While the wedding was cause for celebration, it was also a reunion, and during the reception, Sue saw Halston for a moment away from the gathering on the top floor of the former Old National Bank building where the Petroleum Club sat, overlooking Downtown. It was as though you could see his memories of Evansville washing against his face. “He was having a moment,” Sue said.

20 “When (the Frowicks) have a friend,” Sue said, “we call them ‘lifers.’” Halston never forgot his friends in Evansville, and Grimm attested to that.

Years after high school graduation, Grimm contacted Halston for a high school reunion, but Halston was introducing his new luggage line in Europe. Disappointed, Grimm received Halston perfume in the mail—enough bottles of perfume for every woman in his Bosse class attending the reunion. Distance doesn’t end friendships, just the regular practice of it.

And distance never stopped the Frowicks from recalling Evansville in one of Don’s favorite memories: “I had the dubious honor of burning my brother’s bedroom down.” As a child, Don discovered fire by playing with matches. In reality, “it was mostly smoke damage,” Don said.
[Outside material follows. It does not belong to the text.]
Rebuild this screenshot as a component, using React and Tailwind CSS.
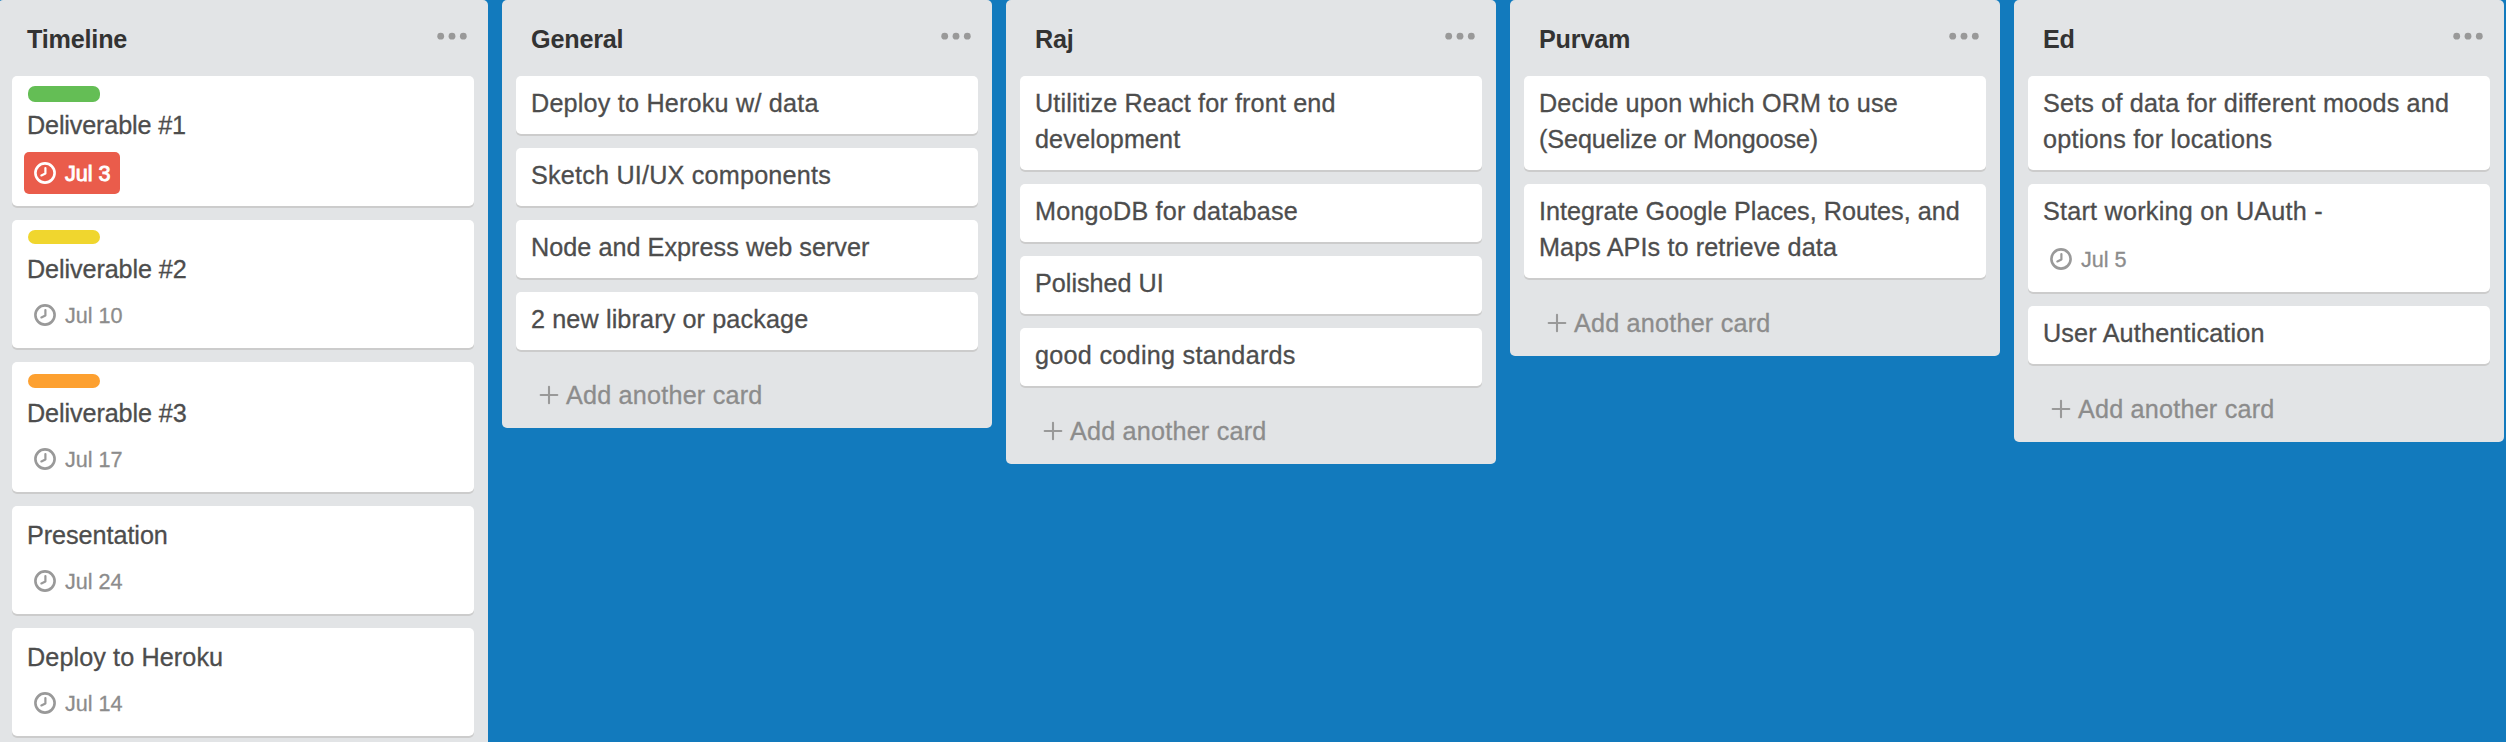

During Halston’s years in New York, Halston gathered his siblings as often as he could at his Manhattan home with a 50-foot glass wall, Andy Warhol paintings, a sunken living room, bamboo flooring: the ambiance of the world’s best fashion designer. The entire place was lit with 100 candles, and “No,” Don joked, “Halston never did ask me to light a candle.” (Footnote 21)

21 I sat at my desk, working on the Halston story late in the evening, when Sue called. After our initial interview three days earlier, she had “a list” of concerns, but as soon as we began to talk, she said, “Well, I can’t remember what they were.”

I asked her if she wanted to write the story, to tell people everything she wished they knew about Halston. And she did. What’s important about Halston—the fashion designer, the businessman, the brother, the friend, the Evansvillian—was said best by his brother Don: “He had a big heart. He wanted us to have a special time when we were with him. He did quite a bit for us, and we miss him terribly.”